BC-specific context: why Metro Vancouver has so many ants
The Pacific Northwest climate is unusually favourable for ants. Metro Vancouver receives over 1,200 mm of precipitation annually, creating the persistent soil moisture that pavement and odorous house ants need. The region's older housing stock — a significant portion of Burnaby, East Vancouver, and Richmond detached homes were built before 1980 — has large gaps in aged weatherproofing, deteriorated cedar siding, and inadequate under-slab drainage that makes carpenter ant establishment straightforward. The result is that BC homes average more ant callbacks per year than the national average.
What the BC IPM Act requires
Under BC's Integrated Pest Management Act (RSBC 1996 Chapter 133), commercial pesticide application requires a valid applicator licence. Homeowners may apply pesticides on their own property using products registered for home use under Health Canada's Pest Control Products Act. This includes most hardware-store gel baits. Professional-grade products (higher-concentration formulations, restricted pesticides) require a licensed applicator.

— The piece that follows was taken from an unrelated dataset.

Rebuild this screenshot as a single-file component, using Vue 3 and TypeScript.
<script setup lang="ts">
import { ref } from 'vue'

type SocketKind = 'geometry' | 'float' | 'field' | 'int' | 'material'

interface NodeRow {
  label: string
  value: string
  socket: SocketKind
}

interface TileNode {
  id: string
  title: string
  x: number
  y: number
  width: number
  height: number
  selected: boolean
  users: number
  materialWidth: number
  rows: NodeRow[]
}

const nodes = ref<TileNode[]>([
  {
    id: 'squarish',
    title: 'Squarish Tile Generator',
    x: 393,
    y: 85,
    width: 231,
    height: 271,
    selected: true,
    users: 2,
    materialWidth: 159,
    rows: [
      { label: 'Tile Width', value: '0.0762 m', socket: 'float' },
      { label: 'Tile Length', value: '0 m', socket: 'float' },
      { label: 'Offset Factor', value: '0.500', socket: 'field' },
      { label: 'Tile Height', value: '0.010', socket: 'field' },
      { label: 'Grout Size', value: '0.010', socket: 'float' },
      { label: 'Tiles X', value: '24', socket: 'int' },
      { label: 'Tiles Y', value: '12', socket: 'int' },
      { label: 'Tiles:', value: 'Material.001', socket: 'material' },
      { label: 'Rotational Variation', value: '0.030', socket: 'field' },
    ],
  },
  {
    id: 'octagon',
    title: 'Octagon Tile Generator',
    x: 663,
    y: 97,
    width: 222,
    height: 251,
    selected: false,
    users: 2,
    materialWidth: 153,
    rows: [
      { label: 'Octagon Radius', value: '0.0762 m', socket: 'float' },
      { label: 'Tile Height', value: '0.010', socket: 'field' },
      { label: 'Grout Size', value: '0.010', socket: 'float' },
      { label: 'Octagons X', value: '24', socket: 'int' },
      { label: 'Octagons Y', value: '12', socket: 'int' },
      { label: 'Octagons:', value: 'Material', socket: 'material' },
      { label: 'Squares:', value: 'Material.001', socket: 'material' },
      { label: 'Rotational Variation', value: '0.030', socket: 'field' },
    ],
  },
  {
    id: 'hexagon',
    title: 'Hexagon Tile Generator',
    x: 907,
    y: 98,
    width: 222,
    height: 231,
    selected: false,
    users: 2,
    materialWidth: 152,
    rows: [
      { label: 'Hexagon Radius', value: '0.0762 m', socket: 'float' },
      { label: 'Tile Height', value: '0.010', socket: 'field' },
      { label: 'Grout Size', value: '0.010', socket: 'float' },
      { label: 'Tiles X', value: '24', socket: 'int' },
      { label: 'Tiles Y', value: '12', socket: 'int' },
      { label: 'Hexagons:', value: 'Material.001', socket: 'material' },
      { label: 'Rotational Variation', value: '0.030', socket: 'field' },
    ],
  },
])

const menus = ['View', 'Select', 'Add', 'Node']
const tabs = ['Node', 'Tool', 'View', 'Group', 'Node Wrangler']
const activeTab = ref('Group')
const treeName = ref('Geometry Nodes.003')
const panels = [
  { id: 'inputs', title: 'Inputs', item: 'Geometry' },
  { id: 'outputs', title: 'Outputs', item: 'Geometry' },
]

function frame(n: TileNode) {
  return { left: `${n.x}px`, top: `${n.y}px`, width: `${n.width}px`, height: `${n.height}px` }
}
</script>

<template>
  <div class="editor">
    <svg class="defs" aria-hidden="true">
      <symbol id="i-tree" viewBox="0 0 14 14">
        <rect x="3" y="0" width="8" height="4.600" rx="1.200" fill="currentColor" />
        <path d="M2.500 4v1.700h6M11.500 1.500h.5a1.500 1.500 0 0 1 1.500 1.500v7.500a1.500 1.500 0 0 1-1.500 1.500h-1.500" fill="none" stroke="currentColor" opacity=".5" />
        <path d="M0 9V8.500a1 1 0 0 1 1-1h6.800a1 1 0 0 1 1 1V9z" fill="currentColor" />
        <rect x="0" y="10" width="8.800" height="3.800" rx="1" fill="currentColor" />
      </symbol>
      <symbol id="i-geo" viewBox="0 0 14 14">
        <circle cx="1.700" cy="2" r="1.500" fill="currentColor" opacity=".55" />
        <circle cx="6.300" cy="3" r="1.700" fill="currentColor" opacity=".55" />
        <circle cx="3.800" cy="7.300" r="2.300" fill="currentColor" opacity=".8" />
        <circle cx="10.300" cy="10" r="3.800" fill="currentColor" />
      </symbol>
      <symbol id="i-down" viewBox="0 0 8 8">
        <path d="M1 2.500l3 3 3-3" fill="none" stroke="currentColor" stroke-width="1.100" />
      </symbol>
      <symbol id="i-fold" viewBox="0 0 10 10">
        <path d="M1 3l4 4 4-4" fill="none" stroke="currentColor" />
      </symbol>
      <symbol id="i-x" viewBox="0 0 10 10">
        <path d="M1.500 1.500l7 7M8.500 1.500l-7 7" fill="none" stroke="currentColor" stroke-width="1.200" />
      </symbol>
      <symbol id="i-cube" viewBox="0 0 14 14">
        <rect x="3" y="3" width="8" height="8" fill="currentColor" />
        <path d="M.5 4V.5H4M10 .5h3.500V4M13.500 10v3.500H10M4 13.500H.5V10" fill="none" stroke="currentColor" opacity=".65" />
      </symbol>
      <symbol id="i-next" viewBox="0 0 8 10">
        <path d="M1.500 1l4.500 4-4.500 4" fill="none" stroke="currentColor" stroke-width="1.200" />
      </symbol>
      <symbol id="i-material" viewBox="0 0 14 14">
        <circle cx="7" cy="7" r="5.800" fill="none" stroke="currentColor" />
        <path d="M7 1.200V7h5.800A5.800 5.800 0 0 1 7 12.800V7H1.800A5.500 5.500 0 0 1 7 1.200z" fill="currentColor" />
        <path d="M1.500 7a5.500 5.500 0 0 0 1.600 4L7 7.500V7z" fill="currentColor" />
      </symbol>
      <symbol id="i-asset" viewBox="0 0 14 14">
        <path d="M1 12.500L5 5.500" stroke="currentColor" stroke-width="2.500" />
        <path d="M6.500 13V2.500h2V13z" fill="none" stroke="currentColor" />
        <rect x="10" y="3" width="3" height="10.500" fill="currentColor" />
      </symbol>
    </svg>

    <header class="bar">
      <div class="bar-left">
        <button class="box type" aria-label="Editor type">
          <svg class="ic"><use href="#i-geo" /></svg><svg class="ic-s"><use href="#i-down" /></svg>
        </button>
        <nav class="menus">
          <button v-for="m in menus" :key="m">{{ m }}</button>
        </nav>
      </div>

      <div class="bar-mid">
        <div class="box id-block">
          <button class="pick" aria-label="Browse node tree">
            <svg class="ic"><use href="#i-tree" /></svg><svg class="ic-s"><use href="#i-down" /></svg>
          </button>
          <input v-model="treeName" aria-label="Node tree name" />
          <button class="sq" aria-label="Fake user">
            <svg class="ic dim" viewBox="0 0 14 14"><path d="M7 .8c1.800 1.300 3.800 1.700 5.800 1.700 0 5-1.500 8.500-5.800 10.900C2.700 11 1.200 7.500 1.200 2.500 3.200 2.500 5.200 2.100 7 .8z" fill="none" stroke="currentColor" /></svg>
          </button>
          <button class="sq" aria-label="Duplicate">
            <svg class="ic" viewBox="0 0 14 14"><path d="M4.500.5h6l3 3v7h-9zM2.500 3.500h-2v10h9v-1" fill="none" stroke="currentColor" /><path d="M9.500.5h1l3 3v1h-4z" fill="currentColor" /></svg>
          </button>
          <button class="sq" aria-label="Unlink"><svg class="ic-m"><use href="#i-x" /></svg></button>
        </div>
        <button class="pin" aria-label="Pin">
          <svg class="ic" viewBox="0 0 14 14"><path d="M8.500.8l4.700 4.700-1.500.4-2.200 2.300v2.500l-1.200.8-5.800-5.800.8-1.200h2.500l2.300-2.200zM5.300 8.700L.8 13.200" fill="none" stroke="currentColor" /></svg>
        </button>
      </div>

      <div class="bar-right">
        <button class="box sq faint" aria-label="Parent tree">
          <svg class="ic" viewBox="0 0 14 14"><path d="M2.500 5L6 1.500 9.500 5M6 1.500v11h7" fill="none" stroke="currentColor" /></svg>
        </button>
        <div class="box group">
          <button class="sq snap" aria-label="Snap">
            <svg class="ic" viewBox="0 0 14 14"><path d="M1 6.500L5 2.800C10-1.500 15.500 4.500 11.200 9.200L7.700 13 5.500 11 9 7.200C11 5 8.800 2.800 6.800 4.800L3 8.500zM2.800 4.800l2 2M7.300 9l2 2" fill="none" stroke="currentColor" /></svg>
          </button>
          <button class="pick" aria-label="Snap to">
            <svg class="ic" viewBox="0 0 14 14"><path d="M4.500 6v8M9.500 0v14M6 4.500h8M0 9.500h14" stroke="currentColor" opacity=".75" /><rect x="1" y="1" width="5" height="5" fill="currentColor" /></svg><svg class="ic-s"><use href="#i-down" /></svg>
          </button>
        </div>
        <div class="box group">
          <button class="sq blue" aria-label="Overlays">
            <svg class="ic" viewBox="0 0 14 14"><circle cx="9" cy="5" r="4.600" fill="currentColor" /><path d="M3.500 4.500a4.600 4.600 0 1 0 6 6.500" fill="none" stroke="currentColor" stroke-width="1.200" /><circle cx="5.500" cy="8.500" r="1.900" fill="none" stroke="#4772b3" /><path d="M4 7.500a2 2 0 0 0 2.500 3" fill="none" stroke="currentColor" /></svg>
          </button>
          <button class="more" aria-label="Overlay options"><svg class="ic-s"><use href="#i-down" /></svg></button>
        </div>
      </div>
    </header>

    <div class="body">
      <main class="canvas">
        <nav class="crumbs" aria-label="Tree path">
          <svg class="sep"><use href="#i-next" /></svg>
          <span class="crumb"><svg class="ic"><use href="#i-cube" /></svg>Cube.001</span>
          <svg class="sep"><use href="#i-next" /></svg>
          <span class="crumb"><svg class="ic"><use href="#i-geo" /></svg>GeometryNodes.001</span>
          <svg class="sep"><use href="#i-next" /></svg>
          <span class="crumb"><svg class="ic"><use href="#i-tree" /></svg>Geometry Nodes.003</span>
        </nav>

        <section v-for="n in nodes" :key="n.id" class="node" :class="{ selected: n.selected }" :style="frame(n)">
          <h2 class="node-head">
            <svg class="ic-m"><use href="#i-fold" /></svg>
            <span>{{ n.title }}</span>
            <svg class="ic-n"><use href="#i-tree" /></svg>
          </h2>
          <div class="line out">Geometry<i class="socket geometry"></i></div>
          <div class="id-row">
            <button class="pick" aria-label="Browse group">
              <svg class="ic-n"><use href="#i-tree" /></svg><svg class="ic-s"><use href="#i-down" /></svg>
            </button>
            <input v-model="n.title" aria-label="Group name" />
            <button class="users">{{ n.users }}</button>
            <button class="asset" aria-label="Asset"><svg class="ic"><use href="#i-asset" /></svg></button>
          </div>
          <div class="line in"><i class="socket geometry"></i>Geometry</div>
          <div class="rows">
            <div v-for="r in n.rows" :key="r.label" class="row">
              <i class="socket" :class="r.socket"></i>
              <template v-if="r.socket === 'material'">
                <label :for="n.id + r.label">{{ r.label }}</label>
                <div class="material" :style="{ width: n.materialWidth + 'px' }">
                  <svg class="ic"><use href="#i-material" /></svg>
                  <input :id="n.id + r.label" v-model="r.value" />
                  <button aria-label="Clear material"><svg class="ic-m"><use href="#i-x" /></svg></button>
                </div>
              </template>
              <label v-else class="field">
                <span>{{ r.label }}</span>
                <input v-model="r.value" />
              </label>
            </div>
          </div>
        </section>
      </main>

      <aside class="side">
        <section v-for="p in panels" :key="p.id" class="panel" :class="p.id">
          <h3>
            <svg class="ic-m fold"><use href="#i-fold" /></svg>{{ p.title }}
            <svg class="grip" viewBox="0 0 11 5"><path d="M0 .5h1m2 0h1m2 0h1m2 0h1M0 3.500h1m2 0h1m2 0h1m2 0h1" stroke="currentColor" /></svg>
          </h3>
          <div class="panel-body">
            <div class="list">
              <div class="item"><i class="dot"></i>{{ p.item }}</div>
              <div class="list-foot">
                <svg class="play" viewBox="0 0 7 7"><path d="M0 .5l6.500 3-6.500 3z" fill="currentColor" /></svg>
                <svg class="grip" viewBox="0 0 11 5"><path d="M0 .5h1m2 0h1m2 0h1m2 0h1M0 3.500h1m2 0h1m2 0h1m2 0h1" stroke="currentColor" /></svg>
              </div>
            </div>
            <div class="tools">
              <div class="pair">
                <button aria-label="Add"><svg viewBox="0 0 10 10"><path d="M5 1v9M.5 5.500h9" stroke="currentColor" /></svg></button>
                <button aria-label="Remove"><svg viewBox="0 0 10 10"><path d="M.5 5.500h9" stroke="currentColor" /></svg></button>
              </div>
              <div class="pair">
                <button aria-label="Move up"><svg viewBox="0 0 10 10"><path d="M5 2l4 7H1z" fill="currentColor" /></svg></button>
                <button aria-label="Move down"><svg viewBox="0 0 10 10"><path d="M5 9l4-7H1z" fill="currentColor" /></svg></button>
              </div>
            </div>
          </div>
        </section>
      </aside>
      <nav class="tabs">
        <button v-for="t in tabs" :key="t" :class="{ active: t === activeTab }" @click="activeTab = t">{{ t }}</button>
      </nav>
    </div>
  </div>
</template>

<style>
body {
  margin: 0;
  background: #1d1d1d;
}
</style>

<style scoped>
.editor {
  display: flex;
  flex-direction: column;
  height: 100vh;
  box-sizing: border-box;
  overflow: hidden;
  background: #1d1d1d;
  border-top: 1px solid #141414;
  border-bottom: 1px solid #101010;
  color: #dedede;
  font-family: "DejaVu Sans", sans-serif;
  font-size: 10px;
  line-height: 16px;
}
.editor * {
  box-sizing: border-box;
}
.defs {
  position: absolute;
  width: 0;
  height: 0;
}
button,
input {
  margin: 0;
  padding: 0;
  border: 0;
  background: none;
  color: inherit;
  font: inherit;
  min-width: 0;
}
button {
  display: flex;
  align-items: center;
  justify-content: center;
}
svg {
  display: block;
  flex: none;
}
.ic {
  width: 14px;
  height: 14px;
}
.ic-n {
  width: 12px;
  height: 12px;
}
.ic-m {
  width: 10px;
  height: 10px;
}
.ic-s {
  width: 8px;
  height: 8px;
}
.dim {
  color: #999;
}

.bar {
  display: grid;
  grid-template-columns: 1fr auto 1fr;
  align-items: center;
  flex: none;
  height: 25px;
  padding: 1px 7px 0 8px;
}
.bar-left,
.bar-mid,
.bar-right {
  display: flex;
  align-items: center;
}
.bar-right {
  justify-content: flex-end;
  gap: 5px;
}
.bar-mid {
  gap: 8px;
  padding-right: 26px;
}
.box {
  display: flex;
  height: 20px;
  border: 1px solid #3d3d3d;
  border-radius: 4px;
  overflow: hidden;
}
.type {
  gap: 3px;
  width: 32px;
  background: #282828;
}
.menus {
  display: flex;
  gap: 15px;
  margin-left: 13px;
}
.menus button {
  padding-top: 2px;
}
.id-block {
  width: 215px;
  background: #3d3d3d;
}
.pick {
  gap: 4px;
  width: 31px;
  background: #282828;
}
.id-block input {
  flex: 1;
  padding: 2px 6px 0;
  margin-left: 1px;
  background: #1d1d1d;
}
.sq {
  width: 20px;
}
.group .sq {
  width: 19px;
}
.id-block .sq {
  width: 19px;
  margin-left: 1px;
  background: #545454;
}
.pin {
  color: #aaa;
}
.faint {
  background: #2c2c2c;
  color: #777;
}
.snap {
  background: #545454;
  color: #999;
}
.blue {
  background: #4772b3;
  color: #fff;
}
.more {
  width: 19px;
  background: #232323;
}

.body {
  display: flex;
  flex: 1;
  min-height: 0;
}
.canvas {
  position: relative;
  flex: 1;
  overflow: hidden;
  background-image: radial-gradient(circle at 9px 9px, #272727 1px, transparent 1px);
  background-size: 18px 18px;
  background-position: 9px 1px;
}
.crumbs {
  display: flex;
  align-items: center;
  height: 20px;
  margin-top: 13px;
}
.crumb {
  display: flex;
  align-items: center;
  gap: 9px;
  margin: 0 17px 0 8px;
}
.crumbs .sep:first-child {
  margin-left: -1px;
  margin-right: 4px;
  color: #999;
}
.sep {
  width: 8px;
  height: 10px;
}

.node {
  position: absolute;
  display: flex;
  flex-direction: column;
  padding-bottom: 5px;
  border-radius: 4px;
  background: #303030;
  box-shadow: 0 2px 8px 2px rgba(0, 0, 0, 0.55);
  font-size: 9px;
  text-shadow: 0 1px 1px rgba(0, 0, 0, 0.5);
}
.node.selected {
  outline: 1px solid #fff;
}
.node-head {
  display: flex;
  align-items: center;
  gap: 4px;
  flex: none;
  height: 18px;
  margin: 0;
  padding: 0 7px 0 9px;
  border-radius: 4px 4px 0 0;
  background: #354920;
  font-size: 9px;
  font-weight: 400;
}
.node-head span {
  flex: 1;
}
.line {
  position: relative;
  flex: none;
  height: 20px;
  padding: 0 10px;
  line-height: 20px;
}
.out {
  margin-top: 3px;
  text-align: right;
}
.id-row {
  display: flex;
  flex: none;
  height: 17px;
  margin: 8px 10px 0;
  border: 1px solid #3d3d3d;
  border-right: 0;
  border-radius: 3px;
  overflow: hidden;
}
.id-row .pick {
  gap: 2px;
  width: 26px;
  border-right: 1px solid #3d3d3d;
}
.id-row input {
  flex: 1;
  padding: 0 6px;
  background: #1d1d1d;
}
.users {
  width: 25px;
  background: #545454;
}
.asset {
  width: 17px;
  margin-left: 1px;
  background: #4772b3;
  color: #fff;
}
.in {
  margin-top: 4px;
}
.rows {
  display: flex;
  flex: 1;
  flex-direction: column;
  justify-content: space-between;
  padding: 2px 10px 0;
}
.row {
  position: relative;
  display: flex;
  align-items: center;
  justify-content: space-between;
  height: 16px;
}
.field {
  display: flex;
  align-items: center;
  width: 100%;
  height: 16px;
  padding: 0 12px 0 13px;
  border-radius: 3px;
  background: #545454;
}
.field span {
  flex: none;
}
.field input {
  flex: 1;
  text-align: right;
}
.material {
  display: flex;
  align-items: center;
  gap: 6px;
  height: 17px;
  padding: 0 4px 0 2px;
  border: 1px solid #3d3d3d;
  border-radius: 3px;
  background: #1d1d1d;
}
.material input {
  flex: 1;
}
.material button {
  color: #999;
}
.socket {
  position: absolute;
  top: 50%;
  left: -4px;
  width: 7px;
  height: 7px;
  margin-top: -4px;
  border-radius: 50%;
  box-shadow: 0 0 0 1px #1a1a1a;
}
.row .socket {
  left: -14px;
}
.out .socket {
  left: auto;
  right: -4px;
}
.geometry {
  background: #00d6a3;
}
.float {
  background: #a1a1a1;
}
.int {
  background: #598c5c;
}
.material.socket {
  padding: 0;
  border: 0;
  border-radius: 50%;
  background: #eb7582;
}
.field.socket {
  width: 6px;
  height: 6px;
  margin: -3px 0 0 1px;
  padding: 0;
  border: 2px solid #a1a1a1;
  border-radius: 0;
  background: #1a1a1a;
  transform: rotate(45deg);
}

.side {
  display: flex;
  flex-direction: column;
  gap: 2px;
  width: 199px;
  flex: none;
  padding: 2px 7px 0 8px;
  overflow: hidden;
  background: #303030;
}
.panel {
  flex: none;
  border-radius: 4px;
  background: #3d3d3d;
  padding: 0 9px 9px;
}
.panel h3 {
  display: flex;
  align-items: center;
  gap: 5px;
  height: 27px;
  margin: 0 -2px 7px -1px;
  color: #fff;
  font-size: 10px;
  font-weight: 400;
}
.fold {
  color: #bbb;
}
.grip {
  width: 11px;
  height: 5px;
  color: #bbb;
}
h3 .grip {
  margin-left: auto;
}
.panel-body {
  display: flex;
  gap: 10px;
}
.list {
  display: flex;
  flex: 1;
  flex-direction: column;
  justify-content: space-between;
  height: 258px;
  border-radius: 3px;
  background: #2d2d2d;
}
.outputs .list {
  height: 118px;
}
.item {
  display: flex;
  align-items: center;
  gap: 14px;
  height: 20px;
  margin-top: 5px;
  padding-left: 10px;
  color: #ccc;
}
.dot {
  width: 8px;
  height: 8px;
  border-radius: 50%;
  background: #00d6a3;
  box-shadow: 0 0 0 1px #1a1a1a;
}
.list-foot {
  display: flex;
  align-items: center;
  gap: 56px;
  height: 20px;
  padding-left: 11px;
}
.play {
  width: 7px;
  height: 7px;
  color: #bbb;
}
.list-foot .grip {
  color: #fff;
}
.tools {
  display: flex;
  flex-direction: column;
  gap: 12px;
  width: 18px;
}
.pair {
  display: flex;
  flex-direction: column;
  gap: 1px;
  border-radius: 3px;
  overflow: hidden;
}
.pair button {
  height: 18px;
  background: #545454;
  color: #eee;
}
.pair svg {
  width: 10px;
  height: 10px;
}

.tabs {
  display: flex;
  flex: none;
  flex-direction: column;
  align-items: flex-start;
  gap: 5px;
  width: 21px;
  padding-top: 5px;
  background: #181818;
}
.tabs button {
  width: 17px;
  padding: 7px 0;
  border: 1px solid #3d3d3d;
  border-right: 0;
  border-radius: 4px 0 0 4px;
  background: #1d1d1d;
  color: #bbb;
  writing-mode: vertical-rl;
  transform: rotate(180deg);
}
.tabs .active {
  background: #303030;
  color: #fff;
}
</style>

If your situation escalates to the point where professional product is warranted, verify your contractor holds a valid BC Class 5 or Class 7 licence through the Ministry of Environment's online registry.
When to call a pro
- Active carpenter ant activity with frass present — structural damage risk justifies professional inspection and treatment.
- Activity that persists beyond 3 weeks of diligent bait application.
- Pharaoh ants in a multi-unit building — require coordinated treatment; independent DIY efforts can scatter the colony.
- Any ant activity that you cannot trace to a source entry point — the colony may be in an inaccessible void.
- Swarmers (winged ants) indoors in spring — almost always carpenter ants and indicates a mature colony in the structure.